The American hedge fund group Harbinger Capital Partners revealed that it has made a significant bet on HBOS's price falling, while its UK counterpart GLG admitted it is targeting the rival mortgage bank Bradford & Bingley, as investors were forced yesterday to disclose their short positions to the market for the first time.

The Financial Services Authority shocked the trading community a fortnight ago when it announced that investors would be compelled to disclose short positions of more than 0.25 per cent of share capital in companies carrying out rights issues.

The announcements started on Friday, and continued yesterday with 20 investors, predominantly hedge funds, disclosing short positions in seven companies that are in the process of carrying out rights issues.

A spokeswoman for the FSA said the regulator was happy with yesterday's results: "Companies have been making disclosures, and this further transparency will help the market."

The most prominent two announcements related to UK banks, which have turned to shareholders to bolster their capital in recent weeks in the wake of the credit crunch.

Harbinger Capital Partners, run by the former Barclays Capital trading boss Philip Falcone, revealed that it held 3.29 per cent of HBOS's market capital on loan.

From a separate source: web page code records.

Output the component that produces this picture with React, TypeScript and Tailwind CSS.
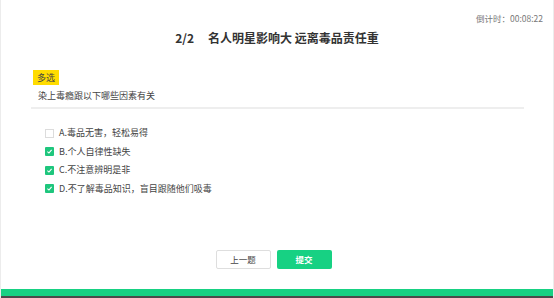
const OPTIONS = [
  { key: "A", text: "毒品无害，轻松易得", checked: false },
  { key: "B", text: "个人自律性缺失", checked: true },
  { key: "C", text: "不注意辨明是非", checked: true },
  { key: "D", text: "不了解毒品知识，盲目跟随他们吸毒", checked: true },
];

function Box({ checked }: { checked: boolean }) {
  if (!checked) {
    return <span className="h-[9px] w-[9px] shrink-0 border border-[#dcdcdc] bg-white" />;
  }
  return (
    <span className="flex h-[9px] w-[9px] shrink-0 items-center justify-center rounded-[1px] bg-[#1ec67d]">
      <svg viewBox="0 0 10 10" className="h-[7px] w-[7px]" aria-hidden>
        <path d="M2 5.2 L4.2 7.2 L8 2.8" fill="none" stroke="#fff" strokeWidth="1.6" />
      </svg>
    </span>
  );
}

export default function App() {
  return (
    <div
      className="flex h-[298px] w-[554px] flex-col overflow-hidden border-x border-[#ececec] bg-white text-[#333]"
      style={{ fontFamily: '"Noto Sans CJK SC", "Liberation Sans", sans-serif' }}
    >
      {/* timer */}
      <div className="flex justify-end pr-[10px] pt-[12px] text-[8.5px] leading-[12px] text-[#777]">
        倒计时：00:08:22
      </div>

      {/* title */}
      <h1 className="mt-[5px] text-center text-[12px] font-bold leading-[18px] text-[#333]">
        2/2<span className="inline-block w-[14px]" />名人明星影响大 远离毒品责任重
      </h1>

      {/* question */}
      <div className="ml-[30px] mt-[23px]">
        <div className="ml-[2px] flex h-[15px] w-[26px] items-center justify-center bg-[#ffdc00] text-[9px] text-[#444]">
          多选
        </div>
        <p className="mt-[4px] pl-[7px] text-[9px] leading-[14px] text-[#444]">
          染上毒瘾跟以下哪些因素有关
        </p>
        <div className="mt-[4px] h-[2px] w-[493px] bg-[#eeeeee]" />
      </div>

      {/* options */}
      <div className="ml-[44px] mt-[17px] flex flex-col gap-[4.5px]">
        {OPTIONS.map((o) => (
          <label key={o.key} className="flex h-[14px] items-center gap-[5px] text-[9px] text-[#444]">
            <Box checked={o.checked} />
            <span>
              {o.key}.{o.text}
            </span>
          </label>
        ))}
      </div>

      {/* buttons */}
      <div className="mt-auto flex justify-center gap-[6px] pb-[20px] pr-[7px]">
        <button className="h-[19px] w-[55px] rounded-[2px] border border-[#dedede] bg-white text-[8.5px] text-[#444]">
          上一题
        </button>
        <button className="h-[19px] w-[55px] rounded-[2px] bg-[#17d183] text-[8.5px] font-bold text-white">
          提交
        </button>
      </div>

      {/* bottom bar */}
      <div className="h-[7px] shrink-0 bg-[#17d183]" />
      <div className="h-[2px] shrink-0 bg-[#4a4a4a]" />
    </div>
  );
}
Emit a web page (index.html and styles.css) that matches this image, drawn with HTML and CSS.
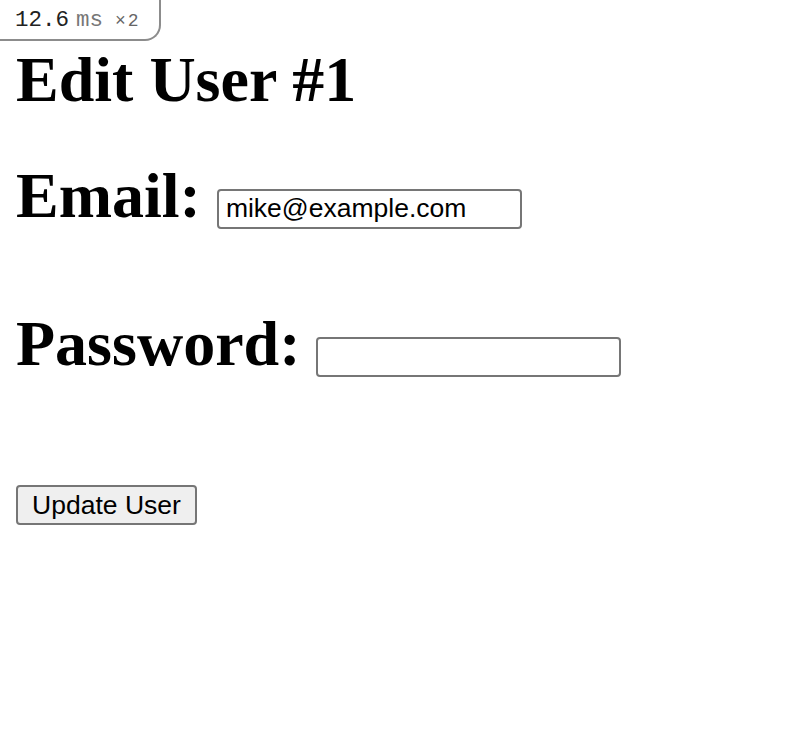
FILE: index.html
```html
<!DOCTYPE html>
<html>
<head>
<meta charset="utf-8">
<link rel="stylesheet" href="styles.css">
</head>
<body>
<div class="badge"><span class="num">12.6</span><span class="unit">ms</span><span class="mult">×2</span></div>
<main class="page">
  <h1 class="title">Edit User #1</h1>
  <form class="form">
    <div class="row first"><label class="label" for="email">Email:</label> <input class="input" id="email" type="text" value="mike@example.com"></div>
    <div class="row"><label class="label" for="password">Password:</label> <input class="input" id="password" type="password"></div>
    <div class="actions"><button class="button" type="button">Update User</button></div>
  </form>
</main>
</body>
</html>
```
FILE: styles.css
```css
html, body {
  margin: 0;
  padding: 0;
  background: #fff;
}
body {
  font-family: "Liberation Serif", "Times New Roman", serif;
  color: #000;
}
.badge {
  position: absolute;
  top: 0;
  left: 0;
  box-sizing: border-box;
  width: 161px;
  height: 41px;
  border-right: 2px solid #8c8c8c;
  border-bottom: 2px solid #8c8c8c;
  border-bottom-right-radius: 16px;
  background: #fff;
  display: flex;
  align-items: baseline;
  padding-left: 15px;
  line-height: 40px;
  font-family: "Liberation Mono", "DejaVu Sans Mono", monospace;
}
.badge .num {
  font-size: 22.5px;
  color: #222;
}
.badge .unit {
  font-size: 22.5px;
  color: #777;
  margin-left: 7px;
}
.badge .mult {
  font-size: 18px;
  color: #666;
  margin-left: 12px;
  letter-spacing: 2px;
}
.page {
  padding: 0 16px;
}
.title {
  margin: 43px 0 0;
  font-size: 64px;
  line-height: 74px;
  font-weight: bold;
}
.form {
  margin: 0;
}
.row {
  font-size: 64px;
  line-height: 74px;
  font-weight: bold;
  margin-top: 74px;
  white-space: nowrap;
}
.row.first {
  margin-top: 42px;
}
.label {
  font-weight: bold;
}
.input {
  box-sizing: border-box;
  width: 305px;
  height: 40px;
  margin: 0;
  padding: 2px 7px;
  border: 2px solid #767676;
  border-radius: 4px;
  font-family: "Liberation Sans", Arial, sans-serif;
  font-size: 26.5px;
  font-weight: normal;
  color: #000;
  background: #fff;
  vertical-align: baseline;
  outline: none;
}
.actions {
  margin-top: 104px;
  display: flex;
}
.button {
  box-sizing: border-box;
  width: 181px;
  height: 40px;
  margin: 0;
  padding: 2px 12px;
  border: 2px solid #767676;
  border-radius: 4px;
  background: #efefef;
  font-family: "Liberation Sans", Arial, sans-serif;
  font-size: 26.5px;
  color: #000;
}
```
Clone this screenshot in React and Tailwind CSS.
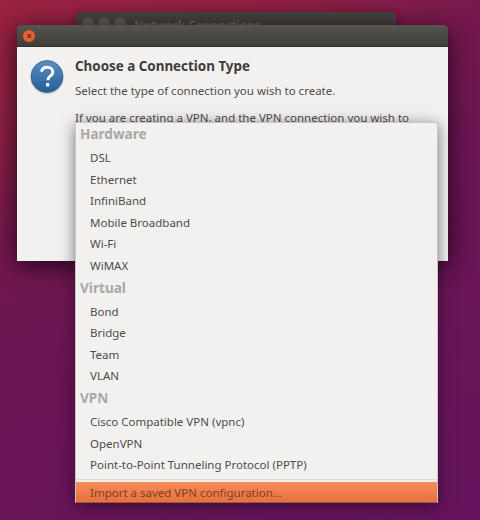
const SECTIONS = [
  { title: 'Hardware', items: ['DSL', 'Ethernet', 'InfiniBand', 'Mobile Broadband', 'Wi-Fi', 'WiMAX'] },
  { title: 'Virtual', items: ['Bond', 'Bridge', 'Team', 'VLAN'] },
  { title: 'VPN', items: ['Cisco Compatible VPN (vpnc)', 'OpenVPN', 'Point-to-Point Tunneling Protocol (PPTP)'] },
]

function HelpIcon() {
  return (
    <svg width="36" height="36" viewBox="0 0 36 36" className="shrink-0">
      <defs>
        <linearGradient id="help" x1="0" y1="0" x2="0" y2="1">
          <stop offset="0" stopColor="#5b8fc0" />
          <stop offset="0.55" stopColor="#3a74ab" />
          <stop offset="1" stopColor="#2a5c8e" />
        </linearGradient>
      </defs>
      <ellipse cx="18" cy="19" rx="16.5" ry="16.5" fill="#000" opacity="0.12" />
      <circle cx="18" cy="17.5" r="16" fill="url(#help)" stroke="#2f6091" strokeWidth="0.8" />
      <path d="M12.4 12.6c.8-3 3-4.4 5.8-4.4 3.3 0 5.6 1.9 5.6 4.7 0 2-1 3.1-2.6 4.2-1.6 1.1-2.2 1.8-2.2 3.6v.6" fill="none" stroke="#fff" strokeWidth="2.9" />
      <rect x="17" y="24" width="3.2" height="3.4" rx="0.6" fill="#fff" />
    </svg>
  )
}

export default function App() {
  return (
    <div className="relative w-[480px] h-[520px] overflow-hidden bg-[linear-gradient(155deg,#9a2240_0%,#8c2042_18%,#74184e_33%,#6b1553_50%,#64145c_100%)] font-['Noto_Sans',sans-serif] text-[#4c4c4c]">
      {/* window behind */}
      <div className="absolute left-[76px] top-[12px] w-[320px] h-[40px] rounded-t-[5px] bg-[linear-gradient(#45433e,#3a3935)] shadow-[0_2px_10px_rgba(20,0,20,0.4)] flex items-start gap-[4px] pl-[6px] pt-[6px]">
        <span className="w-[12px] h-[12px] rounded-full bg-[#5c5a55]" />
        <span className="w-[12px] h-[12px] rounded-full bg-[#5c5a55]" />
        <span className="w-[12px] h-[12px] rounded-full bg-[#5c5a55]" />
        <span className="ml-[4px] text-[12px] leading-[16px] font-semibold text-[#6d6b65]">Network Connections</span>
      </div>

      {/* dialog */}
      <div className="absolute left-[17px] top-[25px] w-[431px] h-[236px] rounded-t-[5px] shadow-[0_5px_24px_rgba(15,0,15,0.8)]">
        <div className="h-[22px] rounded-t-[5px] bg-[linear-gradient(#56544e,#403e3a)] border-b border-[#33322e] flex items-center pl-[6px]">
          <span className="w-[12px] h-[12px] rounded-full bg-[#e9602f] flex items-center justify-center text-[10px] leading-none font-bold text-[#6b2a14]">×</span>
        </div>
        <div className="h-[214px] bg-[#f2f1f0] flex gap-[10px] pl-[12px] pt-[9px]">
          <div className="pt-[3px]"><HelpIcon /></div>
          <div>
            <div className="text-[13.4px] leading-[20px] font-bold text-[#3c3c3c]">Choose a Connection Type</div>
            <div className="mt-[6px] text-[11.5px] leading-[18px]">Select the type of connection you wish to create.</div>
            <div className="mt-[9px] text-[11.5px] leading-[18px]">If you are creating a VPN, and the VPN connection you wish to</div>
          </div>
        </div>
      </div>

      {/* popup menu */}
      <div className="absolute left-[75px] top-[122px] w-[363px] h-[381px] bg-[#f2f1f0] border border-[#c9c7c3] border-b-[#9a5a3c] shadow-[0_3px_14px_rgba(20,0,20,0.55)] flex flex-col">
        {SECTIONS.map((s) => (
          <div key={s.title}>
            <div className="pl-[4px] h-[24px] text-[13.6px] leading-[22px] font-bold text-[#a9a8a6]">{s.title}</div>
            {s.items.map((item) => (
              <div key={item} className="pl-[14px] h-[21.6px] text-[11.5px] leading-[21.6px]">{item}</div>
            ))}
          </div>
        ))}
        <div className="mt-auto border-t border-[#dcdad7]">
          <div className="mt-[2px] h-[20px] pl-[14px] text-[11.5px] leading-[22px] text-[#7c4024] bg-[linear-gradient(#f68d59,#e8703f)]">
            Import a saved VPN configuration...
          </div>
        </div>
      </div>
    </div>
  )
}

Harbinger is a US fund that focuses on distressed investment situations, and its HBOS position is valued at about £348m.

GLG Partners, the UK hedge fund that listed in the US last year, said it had taken more than 7 per cent in Bradford & Bingley.

John Godden, a managing partner at Alternative Investment Solutions, said these positions were "chunky", but added: "They are ... not irregular. There is much more money being put to work by hedge funds now than several years ago, so inevitably the plays are larger."

The FSA said short selling, which profits from a stock's fall in value, was a legitimate practice, but added that the sensitivity of share prices around the time of a rights issue left them vulnerable to market abuse.

Critics complained that the regulator had not opened the issue up to enough consultation, and said the move had been politically motivated.

Mr Godden said it was unsurprising that so few funds had announced short positions. He said that many would have unwound their holdings this week. "Now it means those that haven't can be traded against," he added.

The regulator has a market abuse team that will be actively monitoring for companies who have not disclosed their short positions. Several announcements came in late. The FSA spokeswoman said: "We will probably just have a little word to find out what's going on, but nothing more than that."

It emerged yesterday that only three companies still hold short positions in HBOS, the bank that kicked off the debate after a sharp fall in its share price in March was partly blamed on short selling. The FSA was convinced at the time that the bank had fallen victim to market abuse, but yesterday admitted it had failed to find sufficient evidence to back up the claims.

Beyond Harbinger, HBOS is being shorted by Meditor Capital Management, with 0.30 per cent, and Lansdowne Partners, with 0.58 per cent. HBOS's shares fell 4.25 per cent to 270.25p yesterday, below the group's rights issue price.